Kenny, I didn't get a chance to thank you on my way out.. it wasn't long after you shot my Kimber yesterday, that I figured out where I was going wrong.. I might not have been so quick if I wasn't sure it could be done.. thanks! 

I'm definitely loving my first 1911, and didn't mind the 2+ hours of cleaning after having found the sweet spot!

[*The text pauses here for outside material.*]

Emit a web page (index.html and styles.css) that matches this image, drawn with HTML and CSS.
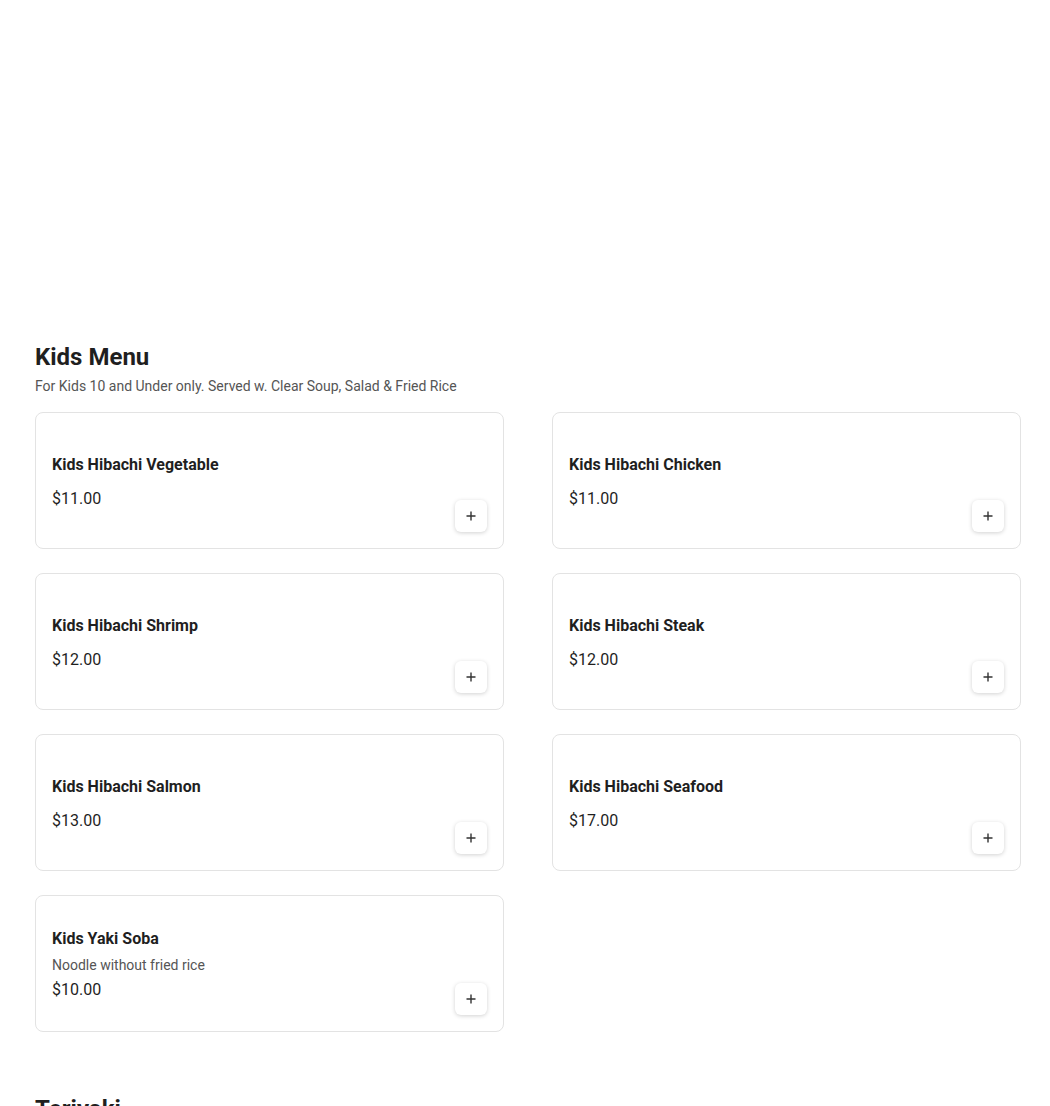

Manny, much love for showing me the 1911 light.. I'll always dig the HKs, but it's the Kimber that got the first Milt Sparks VM II lol! You guys really go out of your way for us and we can't thank you enough!

Joe


----------



## [email protected] (Mar 23, 2008)

*Any Time*

Joe 
Your welcome, I'm just glad I had time to go out on the range and test fire your new addition to the family. Kimbers are always a joy to shoot, and I love them all, but the one you got is truly a gem. I still think they are way to safe of a gun for a carry piece but I shoot them the best. Thanks for the compliment, Manny and I will be glad to shoot your guns any time.

Later 
Kenny


----------



## KLockemy (Mar 29, 2009)

*Thanks from Us as well!*

I just wanted to pass my thanks to Kenny and Manny for helping my wife and I getting signed up and advising us in the purchase of our new S&W M&P .40. We absolutely love it! The professionalism and safety that you provide makes the drive from Burlington to Greensboro well worth it (that, and you guys are MUCH cheaper for range fees and ammo). Thanks again guys. Keep it up!


----------



## [email protected] (Mar 23, 2008)

*Sweet*

I'm glad you and the wife are happy with your new purchase. Those shot groups on the C-3 targets you showed us were very impressive. Thanks for the post and we promise to keep up the good work.

Kenny


----------



## KLockemy (Mar 29, 2009)

Thank you. I can credit the Marines for that one.


----------